Conditions may also be imposed to ensure that the subdivided land or buildings can function properly, and that easements have been created to protect the location of the services and access rights. Because the creation of new residential sites/allotments places additional demands on existing services and facilities the payment of a financial contribution will also be required. This will contribute to the future upgrading of facilities, and the roading, drainage and water networks.

Step Three


Once the Council has granted approval for the subdivision and any objections and appeals have been resolved, the surveyor will carry out the land transfer survey and place boundary markers to define the new boundaries.

When the consent conditions have been completed and the land transfer plan has been prepared, the surveyor will submit the plan to the Council for certification.
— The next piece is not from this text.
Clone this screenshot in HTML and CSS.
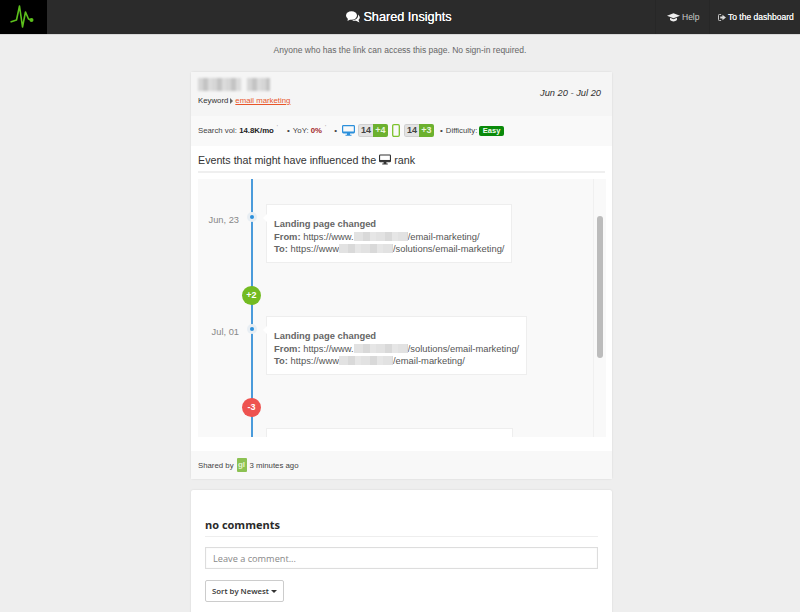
FILE: index.html
```html
<!DOCTYPE html>
<html lang="en">
<head>
<meta charset="utf-8">
<title>Shared Insights</title>
<link rel="stylesheet" href="styles.css">
</head>
<body>
<header class="topbar">
  <div class="left">
    <a class="logo" href="#">
      <svg width="30" height="26" viewBox="0 0 30 26"><path d="M1.500 18 L7.500 16 L10.500 2 L13.500 23 L16.500 8 L19.500 15 L22.500 16" fill="none" stroke="#5cc01c" stroke-width="1.600" stroke-linejoin="round"/><circle cx="22.500" cy="16" r="2" fill="#5cc01c"/></svg>
    </a>
  </div>
  <h1 class="brand">
    <svg class="brand-icon" width="14" height="12" viewBox="0 0 14 12"><ellipse cx="5.500" cy="4.500" rx="5.500" ry="4.200" fill="#fff"/><path d="M2 7 L1.500 10 L5 8Z" fill="#fff"/><path d="M12 3.500 C14 5 14.500 7.500 12.500 9 L13.500 11.500 L10 9.800 C8.500 10 7 9.700 6 9.200 C9.500 9.300 12.800 7 12 3.500Z" fill="#fff"/></svg>
    <span>Shared Insights</span>
  </h1>
  <nav class="topnav">
    <a class="navlink help" href="#">
      <svg width="13" height="9" viewBox="0 0 15 10"><path d="M7.500 0 L15 3 L7.500 6 L0 3Z" fill="#eee"/><path d="M3.500 5.300 V8 C5.500 10 9.500 10 11.500 8 V5.300 L7.500 6.900Z" fill="#eee"/></svg>
      <span>Help</span>
    </a>
    <a class="navlink dash" href="#">
      <svg width="8" height="7" viewBox="0 0 9 8"><path d="M3.500 .5 H1.500 Q.5 .5 .5 1.500 V6.500 Q.5 7.500 1.500 7.500 H3.500" fill="none" stroke="#ddd"/><path d="M2.500 2.800 H5 V.8 L9 4 L5 7.200 V5.200 H2.500Z" fill="#ddd"/></svg>
      <span>To the dashboard</span>
    </a>
  </nav>
</header>

<p class="notice">Anyone who has the link can access this page. No sign-in required.</p>

<main class="page">
  <section class="card insight">
    <div class="card-head">
      <div class="head-left">
        <div class="blur-title"><i></i><i></i></div>
        <div class="keyword">Keyword <span class="caret"></span> <a href="#">email marketing</a></div>
      </div>
      <div class="dates">Jun 20 - Jul 20</div>
    </div>
    <div class="stats">
      <span>Search vol: <b>14.8K/mo</b></span><sup class="tick">'</sup>
      <span class="bullet b1">•</span>
      <span>YoY: <b class="red">0%</b></span><sup class="tick">'</sup>
      <span class="bullet">•</span>
      <svg class="desk" width="13" height="11" viewBox="0 0 13 11"><rect x=".6" y=".6" width="11.800" height="7.300" rx=".8" fill="none" stroke="#2b8fdb" stroke-width="1.200"/><rect x="1" y="6.500" width="11" height="1.500" fill="#2b8fdb"/><path d="M5 8 H8 V9.800 H9.500 V10.800 H3.500 V9.800 H5Z" fill="#2b8fdb"/></svg>
      <span class="rank"><span class="num">14</span><span class="up">+4</span></span>
      <svg class="phone" width="8" height="13" viewBox="0 0 8 13"><rect x=".7" y=".7" width="6.600" height="11.600" rx="1.200" fill="none" stroke="#7cc22c" stroke-width="1.300"/></svg>
      <span class="rank"><span class="num">14</span><span class="up">+3</span></span>
      <span class="bullet b2">•</span>
      <span>Difficulty:</span>
      <span class="easy">Easy</span>
    </div>
    <div class="events-title">
      <h2>Events that might have influenced the
        <svg width="12" height="11" viewBox="0 0 13 11"><rect x=".6" y=".6" width="11.800" height="7.400" rx=".8" fill="none" stroke="#333" stroke-width="1.200"/><rect x="1" y="6" width="11" height="2" fill="#333"/><path d="M5 8 H8 V9.800 H9.500 V10.800 H3.500 V9.800 H5Z" fill="#333"/></svg>
        rank</h2>
    </div>
    <div class="timeline">
      <div class="track">
        <div class="event">
          <div class="date">Jun, 23</div>
          <div class="node"><i></i></div>
          <div class="note">
            <strong>Landing page changed</strong>
            <div><strong>From:</strong> https://www.<i class="mask"></i>/email-marketing/</div>
            <div><strong>To:</strong> https://www<i class="mask"></i>/solutions/email-marketing/</div>
          </div>
        </div>
        <div class="delta"><span class="pill green">+2</span></div>
        <div class="event">
          <div class="date">Jul, 01</div>
          <div class="node"><i></i></div>
          <div class="note">
            <strong>Landing page changed</strong>
            <div><strong>From:</strong> https://www.<i class="mask"></i>/solutions/email-marketing/</div>
            <div><strong>To:</strong> https://www<i class="mask"></i>/email-marketing/</div>
          </div>
        </div>
        <div class="delta"><span class="pill red-bg">-3</span></div>
        <div class="event last">
          <div class="date"></div>
          <div class="node"></div>
          <div class="note stub"></div>
        </div>
      </div>
      <div class="scrollbar"><div class="thumb"></div></div>
    </div>
    <div class="card-foot">Shared by <span class="avatar">gl</span> 3 minutes ago</div>
  </section>

  <section class="card comments">
    <h3>no comments</h3>
    <input class="comment-input" type="text" placeholder="Leave a comment...">
    <button class="sort" type="button">Sort by Newest <span class="down"></span></button>
  </section>
</main>
</body>
</html>
```
FILE: styles.css
```css
* { box-sizing: border-box; }
html, body { margin: 0; height: 612px; overflow: hidden; }
body { background: #eee; font-family: "Liberation Sans", Arial, sans-serif; color: #333; font-size: 9px; }
a { text-decoration: none; }

.topbar { height: 35px; background: #2b2b2b; border-bottom: 1px solid #d8d8d8; display: grid; grid-template-columns: 1fr auto 1fr; }
.left { display: flex; }
.logo { width: 47px; background: #000; display: flex; align-items: center; justify-content: center; }
.brand { margin: 0; padding: 0 2px 1px 0; display: flex; align-items: center; gap: 3px; color: #fff; font-size: 12.700px; font-weight: normal; text-shadow: 0 0 .5px #fff; }
.topnav { display: flex; justify-content: flex-end; }
.navlink { display: flex; align-items: center; gap: 2px; font-size: 8.500px; height: 34px; border-left: 1px solid #272727; }
.help { width: 54px; padding-left: 11px; color: #ccc; }
.dash { width: 91px; padding-left: 8px; color: #f0f0f0; text-shadow: 0 0 .4px #fff; }

.notice { margin: 0; height: 37px; padding-top: 10px; text-align: center; font-size: 8.500px; line-height: 11px; color: #666; }

.page { width: 421px; margin: 0 0 0 191px; }
.card { background: #fff; box-shadow: 0 0 2px rgba(0,0,0,.12); border-radius: 2px; }
.insight { height: 407px; display: flex; flex-direction: column; }

.card-head { height: 44px; background: #f5f5f5; padding: 5px 11px 0 7px; display: flex; justify-content: space-between; }
.blur-title { display: flex; gap: 6px; height: 14px; margin-top: 1px; }
.blur-title i { display: block; height: 13px; background: repeating-linear-gradient(90deg, #d6d6d6 0 5px, #c4c4c4 5px 10px, #dcdcdc 10px 14px); filter: blur(1px); }
.blur-title i:first-child { width: 43px; }
.blur-title i:last-child { width: 23px; }
.keyword { margin-top: 3px; font-size: 7.800px; line-height: 11px; color: #333; display: flex; align-items: center; gap: 2px; }
.keyword a { color: #e8562a; text-decoration: underline; }
.caret { width: 0; height: 0; border-left: 3px solid #666; border-top: 3px solid transparent; border-bottom: 3px solid transparent; }
.dates { font-style: italic; font-size: 9.300px; line-height: 12px; margin-top: 10px; color: #333; }

.stats { height: 30px; background: #f9f9f9; padding: 0 7px 1px; display: flex; align-items: center; font-size: 7.800px; color: #444; white-space: nowrap; }
.stats b { color: #222; }
.stats b.red { color: #a3262a; }
.tick { font-size: 6px; color: #999; margin: -8px 0 0 3px; line-height: 6px; }
.bullet { margin: 0 3px 0 8px; font-size: 8px; }
.b1 { margin-left: 9px; }
.b2 { margin-left: 6px; }
.desk { margin: 0 3px 0 2px; }
.phone { margin: 0 4px; }
.rank { display: inline-flex; height: 13px; border-radius: 2px; overflow: hidden; font-weight: bold; font-size: 9px; line-height: 13px; text-align: center; }
.num { width: 15px; background: #e3e3e3; border: 1px solid #d0d0d0; border-right: 0; border-radius: 2px 0 0 2px; line-height: 11px; color: #444; }
.up { width: 15px; background: #6cb12f; color: #e8f5d8; }
.easy { margin-left: 2px; background: #0a8a0a; color: #f2fff2; font-weight: bold; font-size: 7.500px; line-height: 10px; padding: 0 3.500px; border-radius: 2px; }

.events-title { margin: 0 7px; height: 27px; border-bottom: 2px solid #efefef; padding-top: 8px; }
.events-title h2 { margin: 0; font-size: 10.700px; line-height: 13px; font-weight: normal; color: #333; }
.events-title svg { vertical-align: -1px; }

.timeline { margin: 6px 6px 0 7px; height: 258px; background: #f9f9f9; overflow: hidden; position: relative; flex: none; }
.track { position: relative; padding-top: 25px; height: 100%; }
.track::before { content: ""; position: absolute; left: 53px; top: 0; bottom: 0; width: 2px; background: #4a9bdb; }
.event { display: flex; position: relative; }
.date { width: 41px; padding-top: 11px; font-size: 9.300px; line-height: 11px; color: #888; text-align: right; }
.node { width: 27px; flex: none; padding: 8px 0 0 8px; }
.node i { display: block; width: 10px; height: 10px; border-radius: 50%; background: #e8eef3; position: relative; }
.node i::after { content: ""; position: absolute; left: 3px; top: 3px; width: 4px; height: 4px; border-radius: 50%; background: #2b8fdb; }
.note { position: relative; background: #fff; border: 1px solid #eee; padding: 13px 7px 8px; font-size: 9.400px; line-height: 12.500px; color: #555; white-space: nowrap; height: 59px; }
.note strong { color: #666; }
.note::before { content: ""; position: absolute; left: -4px; top: 9px; width: 0; height: 0; border-right: 4px solid #fff; border-top: 4px solid transparent; border-bottom: 4px solid transparent; }
.stub { width: 247px; }
.mask { display: inline-block; width: 54px; height: 9px; vertical-align: -1px; background: repeating-linear-gradient(90deg, #e2e2e2 0 9px, #d9d9d9 9px 16px, #e6e6e6 16px 22px); filter: blur(.7px); }
.delta { height: 53px; padding: 23px 0 0 44px; position: relative; }
.pill { display: block; width: 19px; height: 19px; border-radius: 50%; color: #fff; font-size: 9px; font-weight: bold; line-height: 19px; text-align: center; }
.green { background: #73bb22; }
.red-bg { background: #ee5350; }

.scrollbar { position: absolute; right: 0; top: 0; bottom: 0; width: 13px; background: #f9f9f9; border-left: 1px solid #f0f0f0; }
.thumb { position: absolute; left: 3px; top: 37px; width: 6px; height: 142px; border-radius: 3px; background: #bcbcbc; }

.card-foot { margin-top: auto; height: 28px; background: #f8f8f8; padding-left: 7px; display: flex; align-items: center; gap: 2px; font-size: 7.800px; color: #444; }
.avatar { width: 10px; height: 14px; background: #8cc152; border-radius: 1px; color: #e5f3d0; font-size: 8px; font-weight: bold; line-height: 14px; text-align: center; margin: 0 1px; }

.comments { height: 130px; margin-top: 11px; padding: 28px 14px 0; font-family: "Open Sans", "Noto Sans", sans-serif; }
.comments h3 { margin: 0; height: 19px; border-bottom: 1px solid #eee; font-size: 11px; line-height: 14px; font-weight: bold; color: #2a2a2a; }
.comment-input { display: block; width: 393px; height: 22px; margin-top: 10px; border: 1px solid #ddd; box-shadow: inset 0 0 1px #ddd; padding: 0 7px; font: 9.200px "Open Sans", "Noto Sans", sans-serif; background: #fff; outline: none; }
.comment-input::placeholder { color: #888; opacity: 1; }
.sort { display: block; margin-top: 11px; width: 79px; height: 22px; padding: 0; background: #fff; border: 1px solid #ccc; border-radius: 2px; font: 600 7.800px "Open Sans", "Noto Sans", sans-serif; color: #333; text-align: center; }
.down { display: inline-block; width: 0; height: 0; border-top: 3px solid #333; border-left: 3px solid transparent; border-right: 3px solid transparent; vertical-align: 1px; }
```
There are two types of Resource Management Act certificates to be issued by Council:

  • Section 223 certification which certifies that the final survey plan is in accordance with the subdivision consent (and the scheme plan),
  • Section 224(c) certification which certifies that all of the conditions of subdivision have been completed. The Council will inspect the land being subdivided to ensure the conditions have been satisfactorily completed. If the Council is satisfied, the survey plan will be certified.

Step Four


The surveyor lodges the survey plan and associated documents with LINZ for checking. When LINZ is satisfied the plan is correct it is "approved as to survey".

Before certificates of title can be issued for the new allotments the section 224(c) certificate must be signed and your solicitor will have to arrange for any legal documents such as the discharge of mortgages, the preparation of new easement documents, any land covenants that may be required, and orders for new titles, to be lodged with LINZ. Once these matters have been completed new certificates of title (computer freehold registers) can then be issued.

There is a maximum period of three years from the date of the section 223 certification for all matters in relation to the subdivision to be resolved, the Land Transfer Plan deposited, and the new titles issued.